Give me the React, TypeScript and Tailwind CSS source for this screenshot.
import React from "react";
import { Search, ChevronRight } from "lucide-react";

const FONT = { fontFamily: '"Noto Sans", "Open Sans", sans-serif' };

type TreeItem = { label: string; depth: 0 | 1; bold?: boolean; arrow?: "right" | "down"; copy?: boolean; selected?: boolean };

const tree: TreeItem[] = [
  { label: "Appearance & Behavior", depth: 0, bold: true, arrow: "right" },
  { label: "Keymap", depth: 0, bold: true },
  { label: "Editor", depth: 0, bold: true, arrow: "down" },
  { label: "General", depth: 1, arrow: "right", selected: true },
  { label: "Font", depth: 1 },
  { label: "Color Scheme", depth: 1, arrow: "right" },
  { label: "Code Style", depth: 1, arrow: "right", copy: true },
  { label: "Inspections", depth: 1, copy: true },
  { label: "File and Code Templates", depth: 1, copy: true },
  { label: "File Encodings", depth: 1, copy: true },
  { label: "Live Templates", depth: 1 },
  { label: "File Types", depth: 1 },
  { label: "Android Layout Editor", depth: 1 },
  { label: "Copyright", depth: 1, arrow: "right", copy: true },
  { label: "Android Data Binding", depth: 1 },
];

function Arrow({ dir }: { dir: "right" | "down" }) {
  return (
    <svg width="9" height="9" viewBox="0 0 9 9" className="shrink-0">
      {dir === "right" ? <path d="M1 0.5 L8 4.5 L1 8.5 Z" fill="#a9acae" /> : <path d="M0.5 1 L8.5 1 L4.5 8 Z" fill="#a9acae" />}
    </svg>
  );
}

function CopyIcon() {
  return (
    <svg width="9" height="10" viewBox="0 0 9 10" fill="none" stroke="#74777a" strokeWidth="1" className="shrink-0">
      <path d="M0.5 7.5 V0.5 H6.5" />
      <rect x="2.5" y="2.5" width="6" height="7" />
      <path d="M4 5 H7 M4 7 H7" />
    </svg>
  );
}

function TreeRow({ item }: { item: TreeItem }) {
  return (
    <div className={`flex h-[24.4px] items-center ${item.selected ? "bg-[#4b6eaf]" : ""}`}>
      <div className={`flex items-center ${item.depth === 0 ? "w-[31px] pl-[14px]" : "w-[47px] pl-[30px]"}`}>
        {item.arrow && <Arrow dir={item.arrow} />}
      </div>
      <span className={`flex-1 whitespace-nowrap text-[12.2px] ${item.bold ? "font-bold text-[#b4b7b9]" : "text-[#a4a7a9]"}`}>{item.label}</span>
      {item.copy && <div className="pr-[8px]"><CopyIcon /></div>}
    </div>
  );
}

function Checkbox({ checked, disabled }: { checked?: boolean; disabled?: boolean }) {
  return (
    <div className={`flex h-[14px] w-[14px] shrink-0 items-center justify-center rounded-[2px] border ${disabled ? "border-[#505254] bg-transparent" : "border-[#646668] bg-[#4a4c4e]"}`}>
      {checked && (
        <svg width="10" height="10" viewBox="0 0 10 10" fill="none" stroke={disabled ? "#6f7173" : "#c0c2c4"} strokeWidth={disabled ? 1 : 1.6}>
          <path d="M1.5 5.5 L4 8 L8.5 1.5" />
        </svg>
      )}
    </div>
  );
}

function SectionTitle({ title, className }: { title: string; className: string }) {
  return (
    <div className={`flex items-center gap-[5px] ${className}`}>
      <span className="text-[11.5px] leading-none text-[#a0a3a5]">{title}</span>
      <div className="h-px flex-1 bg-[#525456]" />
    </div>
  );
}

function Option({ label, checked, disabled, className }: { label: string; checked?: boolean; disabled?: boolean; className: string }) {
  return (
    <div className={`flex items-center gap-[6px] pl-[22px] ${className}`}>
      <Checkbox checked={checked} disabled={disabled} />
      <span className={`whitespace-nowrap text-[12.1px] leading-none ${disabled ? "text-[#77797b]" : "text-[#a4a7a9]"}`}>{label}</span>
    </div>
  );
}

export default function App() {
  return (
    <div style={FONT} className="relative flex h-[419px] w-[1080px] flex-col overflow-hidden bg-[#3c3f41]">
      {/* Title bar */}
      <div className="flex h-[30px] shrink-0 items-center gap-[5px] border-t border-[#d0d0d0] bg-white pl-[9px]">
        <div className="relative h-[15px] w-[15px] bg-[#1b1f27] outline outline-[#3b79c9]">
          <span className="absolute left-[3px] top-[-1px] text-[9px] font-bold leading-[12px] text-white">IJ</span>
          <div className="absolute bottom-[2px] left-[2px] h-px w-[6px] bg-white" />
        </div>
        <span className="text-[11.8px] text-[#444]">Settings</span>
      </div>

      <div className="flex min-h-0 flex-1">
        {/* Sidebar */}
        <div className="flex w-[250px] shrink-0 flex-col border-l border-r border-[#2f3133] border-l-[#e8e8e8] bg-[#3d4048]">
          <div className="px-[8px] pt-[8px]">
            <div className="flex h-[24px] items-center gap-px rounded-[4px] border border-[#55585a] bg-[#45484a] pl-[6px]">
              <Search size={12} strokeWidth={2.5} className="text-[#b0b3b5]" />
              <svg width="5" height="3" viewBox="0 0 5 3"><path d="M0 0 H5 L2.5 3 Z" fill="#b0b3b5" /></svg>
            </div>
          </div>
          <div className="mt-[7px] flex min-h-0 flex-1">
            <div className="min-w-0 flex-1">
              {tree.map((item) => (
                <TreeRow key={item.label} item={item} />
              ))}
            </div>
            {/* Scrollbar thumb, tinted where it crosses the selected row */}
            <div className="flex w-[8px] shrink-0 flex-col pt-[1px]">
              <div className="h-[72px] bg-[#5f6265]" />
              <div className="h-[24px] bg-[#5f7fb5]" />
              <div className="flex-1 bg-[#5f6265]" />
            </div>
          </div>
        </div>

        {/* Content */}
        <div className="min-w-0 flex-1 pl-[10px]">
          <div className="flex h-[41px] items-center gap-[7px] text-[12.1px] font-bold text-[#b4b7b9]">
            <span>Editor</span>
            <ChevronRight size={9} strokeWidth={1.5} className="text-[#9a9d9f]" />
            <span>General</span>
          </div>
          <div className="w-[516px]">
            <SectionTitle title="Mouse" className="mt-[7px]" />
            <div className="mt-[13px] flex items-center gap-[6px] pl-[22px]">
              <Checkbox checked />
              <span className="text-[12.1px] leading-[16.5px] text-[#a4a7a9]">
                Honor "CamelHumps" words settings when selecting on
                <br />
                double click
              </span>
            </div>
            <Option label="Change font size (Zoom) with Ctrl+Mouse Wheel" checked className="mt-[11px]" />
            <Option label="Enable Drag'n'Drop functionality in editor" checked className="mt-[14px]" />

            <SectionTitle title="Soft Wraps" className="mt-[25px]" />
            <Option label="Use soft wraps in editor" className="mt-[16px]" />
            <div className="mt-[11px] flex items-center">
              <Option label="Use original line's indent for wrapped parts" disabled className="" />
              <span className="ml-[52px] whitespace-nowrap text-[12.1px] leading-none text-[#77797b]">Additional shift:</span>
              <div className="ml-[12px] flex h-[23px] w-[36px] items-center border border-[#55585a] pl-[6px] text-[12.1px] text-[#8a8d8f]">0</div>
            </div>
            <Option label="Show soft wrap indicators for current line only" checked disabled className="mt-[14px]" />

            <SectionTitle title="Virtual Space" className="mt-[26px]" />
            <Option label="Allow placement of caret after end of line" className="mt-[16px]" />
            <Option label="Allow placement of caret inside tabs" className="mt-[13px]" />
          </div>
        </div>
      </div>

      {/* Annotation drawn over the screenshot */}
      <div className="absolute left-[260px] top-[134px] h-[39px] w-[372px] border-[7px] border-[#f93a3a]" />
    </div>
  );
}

==

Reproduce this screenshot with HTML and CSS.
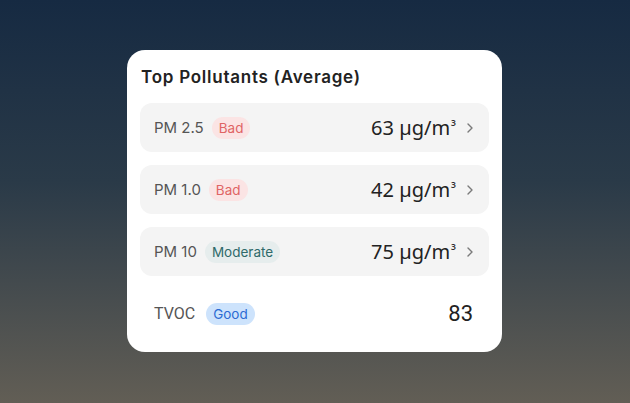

● **AIM OF THE EXERCISE**
Of the entries above, repeat exactly the lines from the line with "Give me the" through the line with "string; depth: 0", both of them included.

● **EXERCISE RESPONSE**
Give me the React, TypeScript and Tailwind CSS source for this screenshot.
import React from "react";
import { Search, ChevronRight } from "lucide-react";

const FONT = { fontFamily: '"Noto Sans", "Open Sans", sans-serif' };

type TreeItem = { label: string; depth: 0 | 1; bold?: boolean; arrow?: "right" | "down"; copy?: boolean; selected?: boolean };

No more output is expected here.